The project provided students an opportunity to work with gatekeepers on the Estate in learning about its history and the plans for regeneration. Students were divided into three groups: oral history; context and history with a smaller group as designated podcasters working with i.e. member Monica Biagioli (whose research was funded as part of a clip cetl learning and teaching project). Students documented each stage of their research and learning processes through video, sketchbooks, photographs and drawings. i.e. members Linda Sandino and Teal Triggs provided practical based seminars on oral history techniques using footage of interviews with a group of residents previously videotaped by the podcasting group under their guidance.
Final solutions resulting from student collaborations were 'pitched' to i.e. staff and the college widening participation officer. Selected awareness raising campaigns are under consideration for implementation. In addition,examples of the research process undertaken by students feature in: The Aylesbury Estate: A Student Project, edited by Teal Triggs and published by i.e. and the London College of Communication.
Our special thanks to the residents of the Aylesbury Estate and staff of Creation/New Deal for the Communities for assistance in this project.
LCC students created a range of solutions for the Oral History awareness raising campaign including Alex Collins' poster celebrating the life stories of residents on the Estate.
The Aylesbury Kaleidoscope:
Tranformational Learning
'As the Aylesbury Estate moves into a new phase of redevelopment, this project will harness the creativity and skills of its residents to create a beautiful collection of arts, crafts, music, food, poetry and more to reflect the memories, hopes and talents of the community. As residents realise they have a story to tell and opinions worth hearing, we believe their confidence will grow, enabling them to have a greater say in shaping their own future.'
— Richard McDermott,
Director of theCreation Trust.
Creation, along with partners InSpire, Media Citizens and the i.e. Unit (London College of Communication), secured funding from UK Government as part of a 'learning for pleasure' innovation spearheaded by the Department for Business, Innovation and Skills (BIS). The Aylesbury Kaleidoscope project (October 2009 – March 2010) involved taking residents from the Aylesbury Estate on a learning journey. The intent was to capture a cultural kaleidoscope that celebrates this wonderfully diverse community.
Through a series of training sessions, people learned to express themselves and acquire new skills in three key creative areas: arts and crafts; poetry and the spoken word; and oral histories, or telling your story. It is this last area in which the i.e. Unit has played a significant role. Residents were encouraged to reflect upon their shared memories and their hopes for the future through the sharing of life histories. This was achieved through a series of co-participatory workshops, which culminated in an ongoing blog site for the resident's life stores.
http://www.creationtrust.org/index.php?siid=12451
http://www.tellingyourstory.wordpress.com
Residents sharing their life stories in 'Telling Your Story' co-participatory design workshops.

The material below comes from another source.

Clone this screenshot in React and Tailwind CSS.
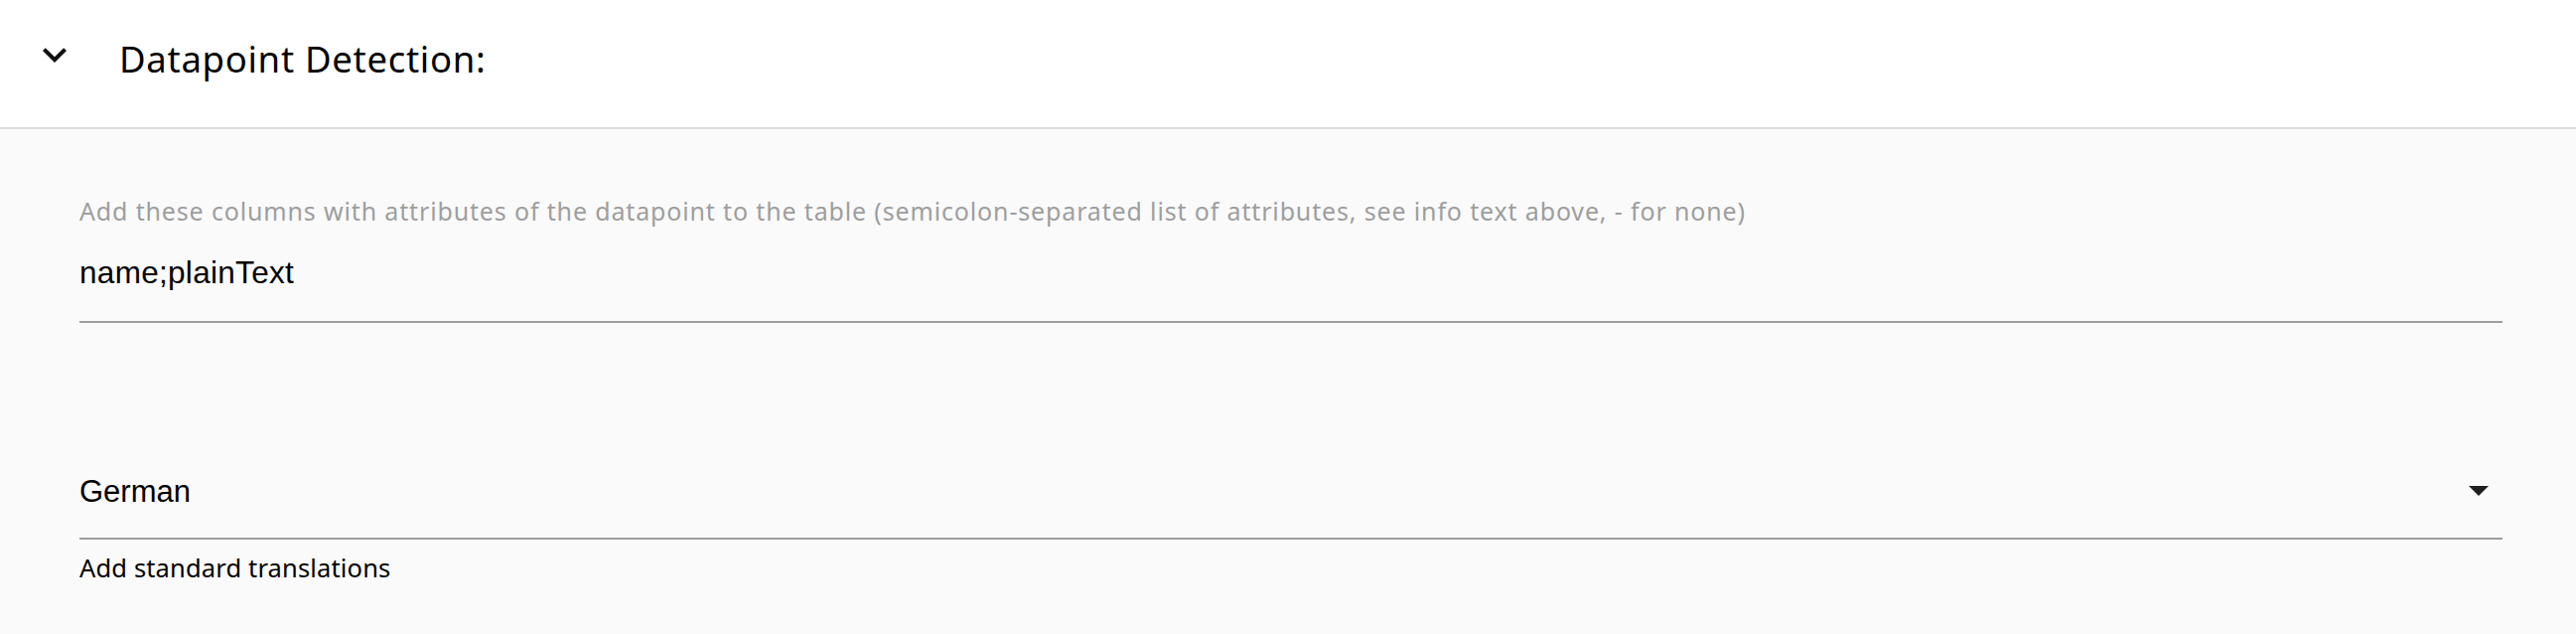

Exploring Wellbeing, New Media
and Community Spaces:
Multi-disciplinary Conversations
'There is a growing view that the success of good social policy should not be measured by economic gains but by improvements in wellbeing and happiness of citizens' (Layard 2005).The two-day workshop brought together different stakeholders from industry, local government and academia to investigate opportunities for visually 䴋 based innovative media to enhance wellbeing and health within 'community spaces'. The emphasis was to develop a context-based design approach where the use, design and evaluation of visual technology in relation to health and wellbeing can be socially co-constructed around and mediated by human communication and interaction.
The intent of the workshops were to:
1. explore the opportunities and relevance of developing visually-based digital technologies for the understanding of wellbeing and health within 'community spaces'
2. investigate methodological opportunities for increasing the understanding of appropriate context based design processes necessary to develop and apply effective visually-based digital technologies for wellbeing and health.
The two-day event was divided into three multi-disciplinary workshops where the group engaged with a set of propositions initiating debate around digital media and issues of wellbeing and health in 'community' spaces. The three workshops were based upon our main areas of interest, clearly defined by 'place' and by 'technological form': New Media and Convivial Urban Spaces, Gaming Linking Inside and Outside Spaces, Social Networks and 'Online' spaces.
Findings of the workshops were presented by Triggs and Prendiville during the Innovative Media for the Digital Economy Springboard Event held at the Commonwealth Club, London, 26 – 27 March 2008. This was event is funded by the epsrc and Innovative Media for a Digital Economy Research Cluster, Oxford University e-Research Centre.
http://web.oerc.ox.ac.uk/research/digital-economy
Participants in the workshop explore a range of techniques for visualising their understanding of 'wellbeing' including a 'house of cards' based on the Charles and Ray Eames' original set of stackable playing cards and through storyboarded narratives, facilitated by Darren Raven, LCC.
Safer Spaces:
Communication Design
for Counter Terror
'Safer Spaces' interdisciplinary research methods as visualised by Lisa Cresswell, Research Assistant, University of Dundee and an installation created by Jason Bruges Studio, for an exhibition which elicited feedback from government stakeholders on an interactive prototype.
This eighteen month scoping study examined the design of the process of interactive counter terror communication with a view to reducing fear and re-engage awareness in communities in public spaces. To achieve this Safer Spaces explored qualitatively ways in which counter terror information had been employed in the past and how it might be effectively employed in the future of spaces within and immediately around London Underground stations as a case study. Safer Spaces built upon existing LU reports and also identified gaps in current knowledge of public perceptions and counter terror. With an interdisciplinary team of researchers, Safer Spaces provided new perspectives and approaches to communication design relating to counter terror. The outcomes of the study included a published guide to process design for relevant stakeholders and a series of documented design exemplars for a public exhibition.
The overall aim of the Safer Spaces project was to explore the potential for different and more creative understandings and applications of counter terror communication. Safer Spaces has advanced theory and practice through an innovative and interdisciplinary approach to the transfer of novel emerging communications techniques to the sphere of counter terror. With a specific focus on the London Underground user communities, Safer Spaces used co-design and participatory approaches to produce new insights into the embedding of counter-terror communication into public spaces.
This scoping study was funded by a joint initiative with UK funding councils: EPSRC, ESRC and AHRC.